Take a magnifying glass, stick it flush to the lens on ur digital camera, put the camera in the closeup mode, hold the shutter halfway down to focus, then move the camera towards the object to focus - press shutter all the way... voila! Closeup really close!!

:D

_-_-bear
 
I just don't see Stax using the spikes to bleed away the diaphragm charge at high deflection. I think it would be a clumsy way of limiting the displacement of the membrane under high drive and would give some peculiar audible effects - a long time constant on the diaphragm charging system would produce soft pauses in the music. In any case, even if it worked, I think the problems of reliable manufacture would outweigh any possible benefits.

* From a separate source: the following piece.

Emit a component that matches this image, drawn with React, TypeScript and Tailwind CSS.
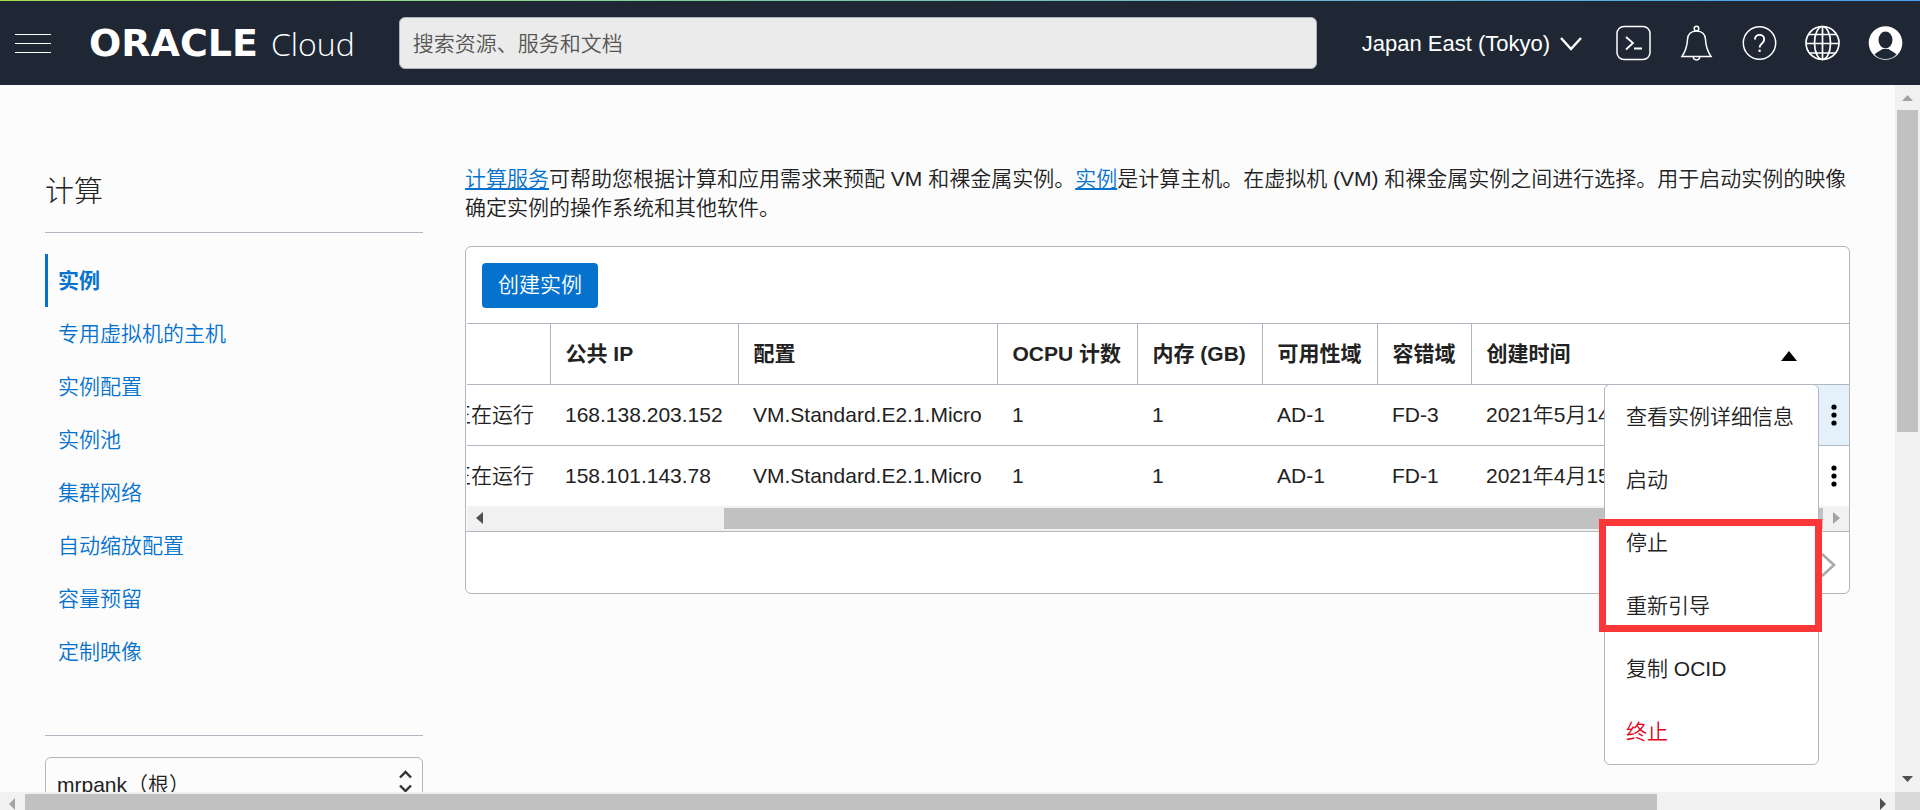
import React from "react";

const navItems = ["实例", "专用虚拟机的主机", "实例配置", "实例池", "集群网络", "自动缩放配置", "容量预留", "定制映像"];

const rows = [
  { status: "正在运行", ip: "168.138.203.152", shape: "VM.Standard.E2.1.Micro", ocpu: "1", memory: "1", ad: "AD-1", fd: "FD-3", created: "2021年5月14日", active: true },
  { status: "正在运行", ip: "158.101.143.78", shape: "VM.Standard.E2.1.Micro", ocpu: "1", memory: "1", ad: "AD-1", fd: "FD-1", created: "2021年4月15日", active: false },
];

const menuItems = ["查看实例详细信息", "启动", "停止", "重新引导", "复制 OCID", "终止"];

function Header() {
  return (
    <header className="shrink-0 bg-[#1e2733] text-white">
      <div className="h-px bg-linear-to-r from-[#a5e34d] to-[#4f9cf5]" />
      <div className="flex h-[84px] items-center pr-[17px] pl-[15px]">
        <button aria-label="导航菜单" className="flex w-9 shrink-0 flex-col gap-2">
          <span className="h-px bg-white" />
          <span className="h-px bg-white" />
          <span className="h-px bg-white" />
        </button>
        <a href="#" className="ml-[38px] flex shrink-0 items-baseline gap-2 leading-none">
          <span className="w-[174px] font-['DejaVu_Sans',sans-serif] text-[38px] font-bold">ORACLE</span>
          <span className="font-['Open_Sans',sans-serif] text-[32px] font-light">Cloud</span>
        </a>
        <input
          aria-label="搜索资源、服务和文档"
          placeholder="搜索资源、服务和文档"
          className="ml-[44px] h-[52px] min-w-0 flex-1 rounded-md border border-[#aeb4bd] bg-[#ebebeb] px-[13px] pt-[2px] text-[21px] text-[#333] placeholder:text-[#555]"
        />
        <button className="ml-[45px] flex shrink-0 items-center gap-[10px] text-[22px] whitespace-nowrap">
          Japan East (Tokyo)
          <svg width="22" height="16" viewBox="0 0 22 16" fill="none" stroke="currentColor" strokeWidth="2.4"><path d="M1 3 11 14 21 3" /></svg>
        </button>
        <nav aria-label="工具" className="ml-[34px] flex shrink-0 items-center gap-[28px]">
          <button aria-label="Cloud Shell">
            <svg width="35" height="36" viewBox="0 0 35 36" fill="none" stroke="currentColor" strokeWidth="1.5"><rect x="1" y="1.500" width="33" height="33" rx="7" /><path d="m10 12 7 6-7 6.500M18 23.500h8" strokeWidth="1.800" /></svg>
          </button>
          <button aria-label="通知">
            <svg width="35" height="36" viewBox="0 0 35 36" fill="none" stroke="currentColor" strokeWidth="1.5"><circle cx="17.500" cy="3.500" r="2.300" /><path d="M17.500 6c-5.500 0-8.800 3.500-9 8.500-.3 7-1.500 11-5.500 17h29c-4-6-5.200-10-5.500-17-.2-5-3.500-8.500-9-8.500ZM14.300 31.500c0 4.500 6.400 4.500 6.400 0" /></svg>
          </button>
          <button aria-label="帮助">
            <svg width="35" height="36" viewBox="0 0 35 36" fill="none" stroke="currentColor" strokeWidth="1.5"><circle cx="17.500" cy="18" r="16.200" /><path d="M13 14.500c0-6.200 9.200-6.200 9.200 0 0 4-4.600 4-4.600 8" strokeWidth="1.900" /><circle cx="17.600" cy="25.800" r="1.300" fill="currentColor" stroke="none" /></svg>
          </button>
          <button aria-label="语言">
            <svg width="35" height="36" viewBox="0 0 35 36" fill="none" stroke="currentColor" strokeWidth="1.700"><circle cx="17.500" cy="18" r="16.500" /><ellipse cx="17.500" cy="18" rx="8" ry="16.500" /><path d="M17.500 1v34M1 18.500h33M4 9.500h27M4 28h27" /></svg>
          </button>
          <button aria-label="概要信息">
            <svg width="35" height="36" viewBox="0 0 35 36"><circle cx="17.500" cy="18" r="16.800" fill="white" /><ellipse cx="17.500" cy="15" rx="7" ry="8.500" fill="#1e2733" /><path d="M6.500 29.500c2-2.500 5-3 8-5.500h6c3 2.500 6 3 8 5.500-5.500 6-16.500 6-22 0Z" fill="#1e2733" /></svg>
          </button>
        </nav>
      </div>
    </header>
  );
}

function Sidebar() {
  return (
    <aside className="w-[378px] shrink-0">
      <h1 className="flex h-[62px] items-start border-b border-[#b1b6c0] text-[29px] leading-[43px] font-light">计算</h1>
      <nav aria-label="计算" className="mt-[21px]">
        {navItems.map((item, i) => (
          <a
            key={item}
            href="#"
            className={
              i === 0
                ? "flex h-[53px] items-center border-l-3 border-[#0572ce] pl-[10px] font-bold text-[#0572ce]"
                : "flex h-[53px] items-center border-l-3 border-transparent pl-[10px] text-[#0572ce]"
            }
          >
            {item}
          </a>
        ))}
      </nav>
      <div className="mt-[57px] border-t border-[#b1b6c0] pt-[21px]">
        <div className="relative">
          <select aria-label="区间" className="h-[56px] w-full appearance-none rounded-md border border-[#b1b6c0] bg-transparent px-[11px] text-[21px]">
            <option>mrpank（根）</option>
          </select>
          <svg className="pointer-events-none absolute top-3 right-[11px]" width="13" height="24" viewBox="0 0 13 24" fill="none" stroke="#333" strokeWidth="2.400"><path d="m1 8.500 5.500-5.500L12 8.500M1 16.500 6.500 22l5.500-5.500" /></svg>
        </div>
      </div>
    </aside>
  );
}

function InstanceTable() {
  return (
    <table className="w-full table-fixed border-collapse text-left">
      <colgroup>
        <col className="w-[83px]" />
        <col className="w-[188px]" />
        <col className="w-[259px]" />
        <col className="w-[140px]" />
        <col className="w-[125px]" />
        <col className="w-[115px]" />
        <col className="w-[94px]" />
        <col />
        <col className="w-[31px]" />
      </colgroup>
      <thead>
        <tr className="h-[61px] border-y border-[#b1b6c0] whitespace-nowrap">
          <th aria-label="状态" className="border-r border-[#b1b6c0]" />
          {["公共 IP", "配置", "OCPU 计数", "内存 (GB)", "可用性域", "容错域"].map((h) => (
            <th key={h} className="border-r border-[#b1b6c0] pl-[15px]">{h}</th>
          ))}
          <th className="pl-[15px]">
            <div className="flex items-center justify-between pr-[21px]">
              创建时间
              <svg className="mt-1" width="16" height="10" viewBox="0 0 16 10"><path d="M8 0 16 10H0Z" /></svg>
            </div>
          </th>
          <th aria-label="操作" />
        </tr>
      </thead>
      <tbody>
        {rows.map((r) => (
          <tr key={r.ip} className="h-[61px] border-b border-[#b1b6c0] whitespace-nowrap last:h-[60px] last:border-b-0">
            <td><div className="flex justify-end overflow-hidden pr-4">{r.status}</div></td>
            <td className="pl-[15px]">{r.ip}</td>
            <td className="pl-[15px]">{r.shape}</td>
            <td className="pl-[15px]">{r.ocpu}</td>
            <td className="pl-[15px]">{r.memory}</td>
            <td className="pl-[15px]">{r.ad}</td>
            <td className="pl-[15px]">{r.fd}</td>
            <td className="pl-[15px]">{r.created}</td>
            <td className={r.active ? "bg-[#e4f1fb]" : ""}>
              <button aria-label="操作" className="flex w-full justify-center">
                <svg width="6" height="22" viewBox="0 0 6 22"><circle cx="3" cy="3" r="2.600" /><circle cx="3" cy="11" r="2.600" /><circle cx="3" cy="19" r="2.600" /></svg>
              </button>
            </td>
          </tr>
        ))}
      </tbody>
    </table>
  );
}

function ActionMenu() {
  return (
    <div className="absolute top-[137px] right-[30px] w-[215px] rounded-md border border-[#b1b6c0] bg-white pb-px">
      {menuItems.map((item) => (
        <button
          key={item}
          className={
            item === "终止"
              ? "flex h-[63px] w-full items-center px-[21px] text-[#e2001a]"
              : "flex h-[63px] w-full items-center px-[21px]"
          }
        >
          {item}
        </button>
      ))}
      <div className="pointer-events-none absolute top-[134px] -right-1 -left-[6px] h-[113px] border-7 border-[#fb3838]" />
    </div>
  );
}

export default function App() {
  return (
    <div className="flex h-screen flex-col overflow-hidden bg-[#fcfcfc] font-['Liberation_Sans','Noto_Sans_CJK_SC',sans-serif] text-[21px] font-[350] text-[#222]">
      <Header />
      <div className="flex min-h-0 flex-1">
        <div className="flex min-w-0 flex-1 gap-[42px] overflow-hidden pt-[86px] pr-[45px] pl-[45px]">
          <Sidebar />
          <main className="min-w-0 flex-1">
            <p className="mt-[-7px] leading-[29px]">
              <a href="#" className="text-[#0572ce] underline decoration-2 underline-offset-2">计算服务</a>可帮助您根据计算和应用需求来预配 VM 和裸金属实例。<a href="#" className="text-[#0572ce] underline decoration-2 underline-offset-2">实例</a>是计算主机。在虚拟机 (VM) 和裸金属实例之间进行选择。用于启动实例的映像确定实例的操作系统和其他软件。
            </p>
            <section className="relative mt-6 rounded-md border border-[#b1b6c0] bg-white">
              <div className="flex h-[76px] items-center px-4">
                <button className="h-[45px] rounded-sm bg-[#0572ce] px-4 text-white">创建实例</button>
              </div>
              <div className="pl-px"><InstanceTable /></div>
              <div className="ml-px flex h-[25px] items-center bg-[#f1f1f1] px-[9px]">
                <svg width="7" height="12" viewBox="0 0 7 12"><path d="M7 0v12L0 6Z" fill="#505050" /></svg>
                <div className="mr-[10px] ml-[241px] h-[21px] flex-1 bg-[#c1c1c1]" />
                <svg width="7" height="12" viewBox="0 0 7 12"><path d="M0 0v12l7-6Z" fill="#a3a3a3" /></svg>
              </div>
              <div className="flex h-[62px] items-center justify-end border-t border-[#b1b6c0] pt-[6px] pr-[13px]">
                <button aria-label="下一页">
                  <svg width="15" height="24" viewBox="0 0 15 24" fill="none" stroke="#aaa" strokeWidth="2.600"><path d="m1 1 12 11L1 23" /></svg>
                </button>
              </div>
              <ActionMenu />
            </section>
          </main>
        </div>
        <div className="flex w-[25px] shrink-0 flex-col items-center bg-[#f1f1f1] py-[10px]">
          <svg width="11" height="6" viewBox="0 0 11 6"><path d="M0 6h11L5.500 0Z" fill="#a3a3a3" /></svg>
          <div className="mt-[9px] h-[322px] w-[21px] bg-[#c1c1c1]" />
          <svg className="mt-auto" width="11" height="6" viewBox="0 0 11 6"><path d="M0 0h11L5.500 6Z" fill="#505050" /></svg>
        </div>
      </div>
      <div className="flex h-[18px] shrink-0 bg-[#f1f1f1]">
        <div className="flex flex-1 pt-[2px] pl-[9px]">
          <svg className="mt-1" width="6" height="12" viewBox="0 0 6 12"><path d="M6 0v12L0 6Z" fill="#a3a3a3" /></svg>
          <div className="mr-[223px] ml-[10px] flex-1 bg-[#c1c1c1]" />
          <svg className="mt-1 mr-[9px]" width="6" height="12" viewBox="0 0 6 12"><path d="M0 0v12l6-6Z" fill="#505050" /></svg>
        </div>
        <div className="w-[25px] bg-[#dadada]" />
      </div>
    </div>
  );
}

I also do not believe that the spikes are there to prevent arcing. The stators are coated, probably with a high dielectric breakdown coating which would effectively prevent arcing. Also, Stax knows the absolute maximum drive voltages for all their amplifiers and has designed all their previous headphones without the need for such a system.

I also do not understand how a diaphragm could electrically 'stick' to a stator under any circumstances using the normal bias voltage, the negative compliance generated by the diaphragm charge would seem far too small to allow this. Can anyone explain a mechanism where this could happen?

I also have not been able to determine that squeeze damping of the fluid between the diaphragm and the stator would cause any sticking of the diaphragm to the stator given the size and shape of the perforations. In any case the hard limiting of the diaphragm deflection would already be causing very audible distortion.

Again, I still think that the spikes will introduce a form of soft limiting at high deflection. But, I also have no idea if this is the purpose of the spikes, I just think it a consequence.